I ordered a new server ($$$$) which I'll transition all the VMs to and then I'll wipe and reload the current one and test/validate it from scratch since I don't trust it at this point.

dredknight

Hey everyone,
bumped into this topic as we had similar issue with one of our test vms. full day of logs attached logs.tgz.txt

We found out that on the 5th of April one of the VMs shutdown. You can see the issues in the log after 14:10:00.

grep error <the log file>
to see the specific messages.

We are still investigating and not yet sure what is the problem but it seems like it is related to storage.
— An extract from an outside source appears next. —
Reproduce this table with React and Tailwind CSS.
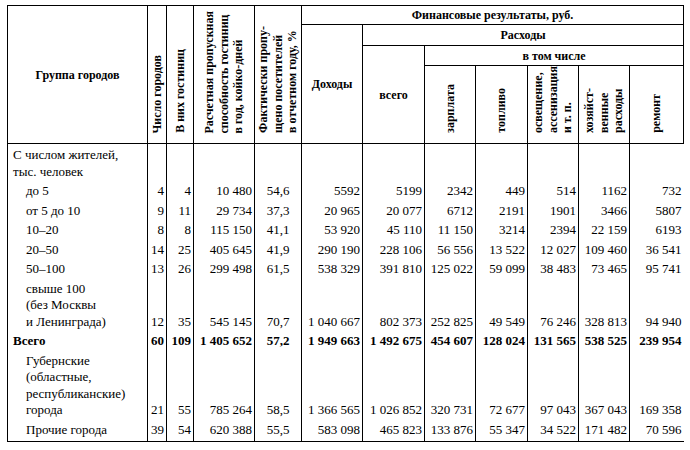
import React from 'react'

const rows = [
  { label: ['С числом жителей,', 'тыс. человек'], indent: false, vals: null },
  { label: ['до 5'], indent: true, vals: ['4', '4', '10 480', '54,6', '5592', '5199', '2342', '449', '514', '1162', '732'] },
  { label: ['от 5 до 10'], indent: true, vals: ['9', '11', '29 734', '37,3', '20 965', '20 077', '6712', '2191', '1901', '3466', '5807'] },
  { label: ['10–20'], indent: true, vals: ['8', '8', '115 150', '41,1', '53 920', '45 110', '11 150', '3214', '2394', '22 159', '6193'] },
  { label: ['20–50'], indent: true, vals: ['14', '25', '405 645', '41,9', '290 190', '228 106', '56 556', '13 522', '12 027', '109 460', '36 541'] },
  { label: ['50–100'], indent: true, vals: ['13', '26', '299 498', '61,5', '538 329', '391 810', '125 022', '59 099', '38 483', '73 465', '95 741'] },
  { label: ['свыше 100', '(без Москвы', 'и Ленинграда)'], indent: true, vals: ['12', '35', '545 145', '70,7', '1 040 667', '802 373', '252 825', '49 549', '76 246', '328 813', '94 940'] },
  { label: ['Всего'], indent: false, bold: true, vals: ['60', '109', '1 405 652', '57,2', '1 949 663', '1 492 675', '454 607', '128 024', '131 565', '538 525', '239 954'] },
  { label: ['Губернские', '(областные,', 'республиканские)', 'города'], indent: true, vals: ['21', '55', '785 264', '58,5', '1 366 565', '1 026 852', '320 731', '72 677', '97 043', '367 043', '169 358'] },
  { label: ['Прочие города'], indent: true, vals: ['39', '54', '620 388', '55,5', '583 098', '465 823', '133 876', '55 347', '34 522', '171 482', '70 596'] },
]

const Vert = ({ children }) => (
  <div className="inline-block [writing-mode:vertical-rl] rotate-180 whitespace-nowrap text-left leading-[14.5px]">
    {children}
  </div>
)

const th = 'border border-black p-0 font-bold'
const vth = 'border border-black p-0 pb-[5px] font-bold align-bottom text-center'

export default function App() {
  return (
    <div className="w-[690px] h-[450px] bg-white pt-[5px] pl-[7px] font-serif text-black">
      <table className="border-collapse table-fixed w-[677px] font-[Liberation_Serif,Times_New_Roman,serif]">
        <colgroup>
          <col className="w-[140px]" />
          <col className="w-[19px]" />
          <col className="w-[27px]" />
          <col className="w-[61px]" />
          <col className="w-[47px]" />
          <col className="w-[61px]" />
          <col className="w-[62px]" />
          <col className="w-[51px]" />
          <col className="w-[52px]" />
          <col className="w-[51px]" />
          <col className="w-[51px]" />
          <col className="w-[54px]" />
        </colgroup>
        <thead className="text-[12px]">
          <tr className="h-[19px]">
            <th rowSpan={4} className={th + ' align-middle text-center'}>Группа городов</th>
            <th rowSpan={4} className={vth}><Vert>Число городов</Vert></th>
            <th rowSpan={4} className={vth}><Vert>В них гостиниц</Vert></th>
            <th rowSpan={4} className={vth}>
              <Vert>Расчетная пропускная<br />способность гостиниц<br />в год, койко-дней</Vert>
            </th>
            <th rowSpan={4} className={vth}>
              <Vert>Фактически пропу-<br />щено посетителей<br />в отчетном году, %</Vert>
            </th>
            <th colSpan={7} className={th + ' text-center'}>Финансовые результаты, руб.</th>
          </tr>
          <tr className="h-[21px]">
            <th rowSpan={3} className={th + ' align-middle text-center'}>Доходы</th>
            <th colSpan={6} className={th + ' text-center'}>Расходы</th>
          </tr>
          <tr className="h-[20px]">
            <th rowSpan={2} className={th + ' align-middle text-center'}>всего</th>
            <th colSpan={5} className={th + ' text-center'}>в том числе</th>
          </tr>
          <tr className="h-[78px]">
            <th className={vth}><Vert>зарплата</Vert></th>
            <th className={vth}><Vert>топливо</Vert></th>
            <th className={vth}><Vert>освещение,<br />ассенизация<br />и т. п.</Vert></th>
            <th className={vth}><Vert>хозяйст-<br />венные<br />расходы</Vert></th>
            <th className={vth}><Vert>ремонт</Vert></th>
          </tr>
        </thead>
        <tbody className="text-[13px] leading-[16.5px]">
          {rows.map((r, i) => {
            const last = i === rows.length - 1
            const bb = last ? ' border-b border-black pb-[3px]' : ''
            return (
              <tr key={i} className={r.bold ? 'font-bold' : ''}>
                <td className={'border-l border-black pt-[3px] align-bottom whitespace-nowrap ' + (r.indent ? 'pl-[18px]' : 'pl-[5px]') + bb}>
                  {r.label.map((l, j) => (
                    <div key={j}>{l}</div>
                  ))}
                </td>
                {Array.from({ length: 11 }).map((_, k) => (
                  <td
                    key={k}
                    className={
                      'border-l border-black pt-[3px] align-bottom whitespace-nowrap ' +
                      (k === 3 ? 'text-center' : 'text-right pr-[2px]') +
                      bb
                    }
                  >
                    {r.vals ? r.vals[k] : ''}
                  </td>
                ))}
              </tr>
            )
          })}
        </tbody>
      </table>
    </div>
  )
}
XCP is latest version 8.2.1.

dredknight

Reuploaded logs again because tgz was not allowed format. Added .txt extention so just remove it and extract.

olivierlambert

Hi,

I'm not sure it's related at all. Do you have HA enabled in your pool? How many hosts do you have? What's your shared storage?

dredknight

@olivierlambert this is just 1 single host in a single cluster. Only local SSD storage.

It is managed by Cloudstack, we are doing high performance tests on that server so nothing of value on it. I thought logs can help find the issue if such actually exists.

olivierlambert

It's hard to tell with just one log file. I can see that the VM is ordered to be shutdown (doesn't sound like a problem), but I can't tell why.

dredknight

@olivierlambert we couldn't find a reason either.
We will run more tests in the following weeks and report if we find anything of value.